Я беззвучно подошел к кровати и долго смотрел в лицо старика. Грудь его высоко поднималась, из открытого рта вырывались глухие, шипящие стоны, глаза были закрыты. Несчастный владелец подоблачных гор и бесконечных полей! Но сострадание было далеко от моего сердца, совсем наоборот: его дикие обличения подняли с новой силой таившуюся злобу во мне. Мне хотелось растравить его душевные раны и полюбоваться им. Сознаюсь, такое желание заслуживает виселицы, да я давно ее и заслужил; но эшафот не может увеличить боль души, измученной на алтаре самобичевания: в нас есть что-то страшнее его.
— Князь Евстафий Кириллович!..
Старик затрепетал в своей кожаной куртке и, раскрыв глава, в ужасе уставил на меня зрачки.

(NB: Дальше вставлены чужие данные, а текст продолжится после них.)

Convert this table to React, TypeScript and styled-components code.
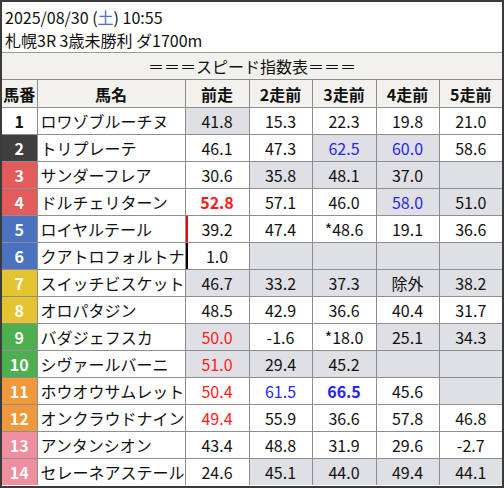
import React from 'react';
import styled, { createGlobalStyle, css } from 'styled-components';

const GlobalStyle = createGlobalStyle`
  html, body {
    margin: 0;
    padding: 0;
    background: #ffffff;
  }
  body {
    font-family: "Noto Sans CJK JP", "Noto Sans", sans-serif;
    color: #111;
  }
`;

type Tone = 'red' | 'blue' | 'normal';

interface Cell {
  v: string;
  gray?: boolean;
  tone?: Tone;
  bold?: boolean;
}

interface Horse {
  no: number;
  name: string;
  mark?: string; // thick left line on 前走 cell
  cells: Cell[];
}

const WAKU: Record<number, { bg: string; fg: string }> = {
  1: { bg: '#ffffff', fg: '#111111' },
  2: { bg: '#3f3f3f', fg: '#ffffff' },
  3: { bg: '#e35b5b', fg: '#ffffff' },
  4: { bg: '#e35b5b', fg: '#ffffff' },
  5: { bg: '#4a72bf', fg: '#ffffff' },
  6: { bg: '#4a72bf', fg: '#ffffff' },
  7: { bg: '#e6c431', fg: '#ffffff' },
  8: { bg: '#e6c431', fg: '#ffffff' },
  9: { bg: '#4caf50', fg: '#ffffff' },
  10: { bg: '#4caf50', fg: '#ffffff' },
  11: { bg: '#f0983b', fg: '#ffffff' },
  12: { bg: '#f0983b', fg: '#ffffff' },
  13: { bg: '#f08d9e', fg: '#ffffff' },
  14: { bg: '#f08d9e', fg: '#ffffff' },
};

const c = (v: string, gray = false, tone: Tone = 'normal', bold = false): Cell => ({ v, gray, tone, bold });

const horses: Horse[] = [
  { no: 1, name: 'ロワゾブルーチヌ', cells: [c('41.8', true), c('15.3'), c('22.3'), c('19.8'), c('21.0')] },
  { no: 2, name: 'トリプレーテ', cells: [c('46.1'), c('47.3'), c('62.5', true, 'blue'), c('60.0', true, 'blue'), c('58.6')] },
  { no: 3, name: 'サンダーフレア', cells: [c('30.6'), c('35.8', true), c('48.1', true), c('37.0', true), c('', true)] },
  { no: 4, name: 'ドルチェリターン', cells: [c('52.8', false, 'red', true), c('57.1'), c('46.0'), c('58.0', true, 'blue'), c('51.0', true)] },
  { no: 5, name: 'ロイヤルテール', mark: '#ff0000', cells: [c('39.2'), c('47.4'), c('*48.6'), c('19.1'), c('36.6')] },
  { no: 6, name: 'クアトロフォルトナ', mark: '#000000', cells: [c('1.0'), c('', true), c('', true), c('', true), c('', true)] },
  { no: 7, name: 'スイッチビスケット', cells: [c('46.7', true), c('33.2', true), c('37.3', true), c('除外', true), c('38.2', true)] },
  { no: 8, name: 'オロパタジン', cells: [c('48.5'), c('42.9'), c('36.6'), c('40.4'), c('31.7')] },
  { no: 9, name: 'バダジェフスカ', cells: [c('50.0', true, 'red'), c('-1.6'), c('*18.0'), c('25.1', true), c('34.3', true)] },
  { no: 10, name: 'シヴァールバーニ', cells: [c('51.0', true, 'red'), c('29.4', true), c('45.2', true), c('', true), c('', true)] },
  { no: 11, name: 'ホウオウサムレット', cells: [c('50.4', false, 'red'), c('61.5', false, 'blue'), c('66.5', false, 'blue', true), c('45.6'), c('', true)] },
  { no: 12, name: 'オンクラウドナイン', cells: [c('49.4', false, 'red'), c('55.9'), c('36.6'), c('57.8'), c('46.8')] },
  { no: 13, name: 'アンタンシオン', cells: [c('43.4'), c('48.8'), c('31.9'), c('29.6'), c('-2.7')] },
  { no: 14, name: 'セレーネアステール', cells: [c('24.6'), c('45.1', true), c('44.0', true), c('49.4', true), c('44.1', true)] },
];

const Frame = styled.div`
  width: 504px;
  height: 488px;
  box-sizing: border-box;
  border: 2px solid #3b3b3b;
  background: #ffffff;
  overflow: hidden;
`;

const RaceHeader = styled.div`
  height: 51px;
  box-sizing: border-box;
  padding: 4px 0 0 3px;
  font-size: 16px;
  line-height: 23px;
  color: #111;
  border-bottom: 1px solid #9a9a9a;
`;

const Weekday = styled.span`
  color: #4d72c4;
`;

const TitleBar = styled.div`
  height: 26px;
  line-height: 26px;
  text-align: center;
  font-size: 16px;
  background: #f2f1ee;
  border-bottom: 1px solid #8e8e8e;
  color: #111;
`;

const Table = styled.table`
  width: 500px;
  table-layout: fixed;
  border-collapse: collapse;
  font-size: 16px;
`;

const Th = styled.th`
  height: 27px;
  padding: 0;
  background: #f2f1ee;
  font-weight: 700;
  text-align: center;
  border: 1px solid #8e8e8e;
  border-top: none;
  color: #111;
  &:first-child { border-left: none; }
  &:last-child { border-right: none; }
`;

const NoCell = styled.td<{ $bg: string; $fg: string }>`
  height: 26px;
  padding: 0;
  text-align: center;
  font-weight: 700;
  background: ${({ $bg }) => $bg};
  color: ${({ $fg }) => $fg};
  border: 1px solid #8e8e8e;
  border-left: none;
`;

const NameCell = styled.td`
  padding: 0 0 0 3px;
  white-space: nowrap;
  overflow: hidden;
  border: 1px solid #8e8e8e;
  letter-spacing: 0;
`;

const toneColor: Record<Tone, string> = {
  red: '#ff1a1a',
  blue: '#2626f0',
  normal: '#111111',
};

const ValueCell = styled.td<{ $gray?: boolean; $tone: Tone; $bold?: boolean; $mark?: string }>`
  padding: 0;
  text-align: center;
  border: 1px solid #8e8e8e;
  background: ${({ $gray }) => ($gray ? '#dfe0e5' : '#ffffff')};
  color: ${({ $tone }) => toneColor[$tone]};
  font-weight: ${({ $bold }) => ($bold ? 700 : 400)};
  &:last-child { border-right: none; }
  ${({ $mark }) =>
    $mark &&
    css`
      box-shadow: inset 2px 0 0 ${$mark};
    `}
`;

const tbodyLastRow = css`
  tr:last-child td { border-bottom: none; }
`;

const Body = styled.tbody`
  ${tbodyLastRow}
`;

const headers = ['馬番', '馬名', '前走', '2走前', '3走前', '4走前', '5走前'];
const widths = [35, 148, 64, 63, 64, 63, 63];

export default function App() {
  return (
    <>
      <GlobalStyle />
      <Frame>
        <RaceHeader>
          <div>
            2025/08/30 (<Weekday>土</Weekday>) 10:55
          </div>
          <div>札幌3R 3歳未勝利 ダ1700m</div>
        </RaceHeader>
        <TitleBar>＝＝＝スピード指数表＝＝＝</TitleBar>
        <Table>
          <colgroup>
            {widths.map((w, i) => (
              <col key={i} style={{ width: w }} />
            ))}
          </colgroup>
          <thead>
            <tr>
              {headers.map((h) => (
                <Th key={h}>{h}</Th>
              ))}
            </tr>
          </thead>
          <Body>
            {horses.map((h) => (
              <tr key={h.no}>
                <NoCell $bg={WAKU[h.no].bg} $fg={WAKU[h.no].fg}>
                  {h.no}
                </NoCell>
                <NameCell>{h.name}</NameCell>
                {h.cells.map((cell, i) => (
                  <ValueCell
                    key={i}
                    $gray={cell.gray}
                    $tone={cell.tone ?? 'normal'}
                    $bold={cell.bold}
                    $mark={i === 0 ? h.mark : undefined}
                  >
                    {cell.v}
                  </ValueCell>
                ))}
              </tr>
            ))}
          </Body>
        </Table>
      </Frame>
    </>
  );
}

— Прежде всего, от вашей верной Пенелопы поклон.
Он простонал и задвигал головой, как в агонии.
— Тамара Георгиевна утратила всякую веселость после печального открытия о помрачении вашего светлого ума.
Князь приподнялся, но кожаная куртка заставила его снова упасть со стоном.
— Я, однако, ее уверил, что хотя вы и лишились рассудка, но есть надежда на излечение.
— Боже милосердный, я не могу убить этого смеющегося дьявола!
Я переменил тон и строго проговорил:
— В самом деле, князь, даю вам последний совет: постарайтесь рассеять в себе дикую идею о моих злодеяниях, и я раскрою вам двери вашей тюрьмы.
Конечно, я очень далек был от такого намерения: надо было зажать ему рот. Для убийцы ничего не может быть мучительнее обличения, даже из уст мнимого сумасшедшего.
— Подумайте, возможно ли о докторе, пользующемся такой завидной репутацией, отзываться, как об убийце ваших детей. Я их отравил, по вашему мнению, чтобы овладеть вашей женой — что за дичь. И как это вы не подумали, что неизбежным последствием вашей мании обвинять нас, то есть меня и Тамару, мою Тамару — признаюсь — <станет> сумасшедший дом? Вы в руках тех, кого называете разбойниками, и мы никогда не простим больному такой мании — поймите же это, черт возьми! Вы жалуетесь, что на вашу голову льют холодную воду — то ли еще будет? Я прикажу вас терзать скорпионами и железом, пока вы не измените ваших убеждений и не станете меня называть спасителем рода человеческого, каким я и был всегда.
Мой тихий голос, понизившийся до зловещего шепота, пугал меня самого: он казался каким-то чужим, точно внутри меня таилась змея и шипела под такт моих мыслей. Я сам переставал понимать себя и дивился силе своей злобы; меня охватило настроение мучительное и вместе с тем злобно-веселое.
Проговорив все, что мне было надо, я беззвучно вышел из комнаты и остановился в коридоре. Прямо против меня в полумраке стоял высокий, неуклюжий господин с глубоко сидящими в орбитах, проницательно устремленными на меня глазами. Исключительно только один Гаратов мог смотреть так простодушно-наблюдательно и точно желая проникнуть в тайники моего «я». Вообще, господин этот был очень мне не по душе, и я невольно содрогнулся, увидев его.
— Скажите, что вы здесь делаете, Гаратов?
Ответа не последовало; казалось даже, что он не слышал меня, как человек, поглощенный созерцанием и видящий нечто крайне интересное. Он смотрел, как изменялось мое лицо, как двигались мои губы и, о ужас, мне казалось, что он видит даже мое внутреннее сокрытое «я».
— Вы большой оригинал, Гаратов, — проговорил я с притворной беспечностью и пошел вдоль коридора. К моему неудовольствию, странный субъект пошел со мной рядом, продолжая смотреть на меня, повернув ко мне лицо и не произнося ни единого слова. «Настоящий носорог», — думал я, глядя, как неуклюже он переступает с ноги на ногу, иногда плечом задевая стену.
— До свидания, Гаратов, — проговорил я, неожиданно для него сворачивая в сторону. Благодаря такому ухищрению, я избавился от него, наконец. Немного спустя, я уже был на улице. Здесь меня ожидала новая неприятность: вдоль высокой стены медленно брела отвратительная старуха с головой, покрытой кровью, как красным шарфом. Глаза ее смотрели на окно, за которым томился мой узник. Содрогнувшись всем телом от отвращения, ненависти и предчувствия чего-то недоброго, я отвел глаза от «безобразной твари» и быстро пошел дальше.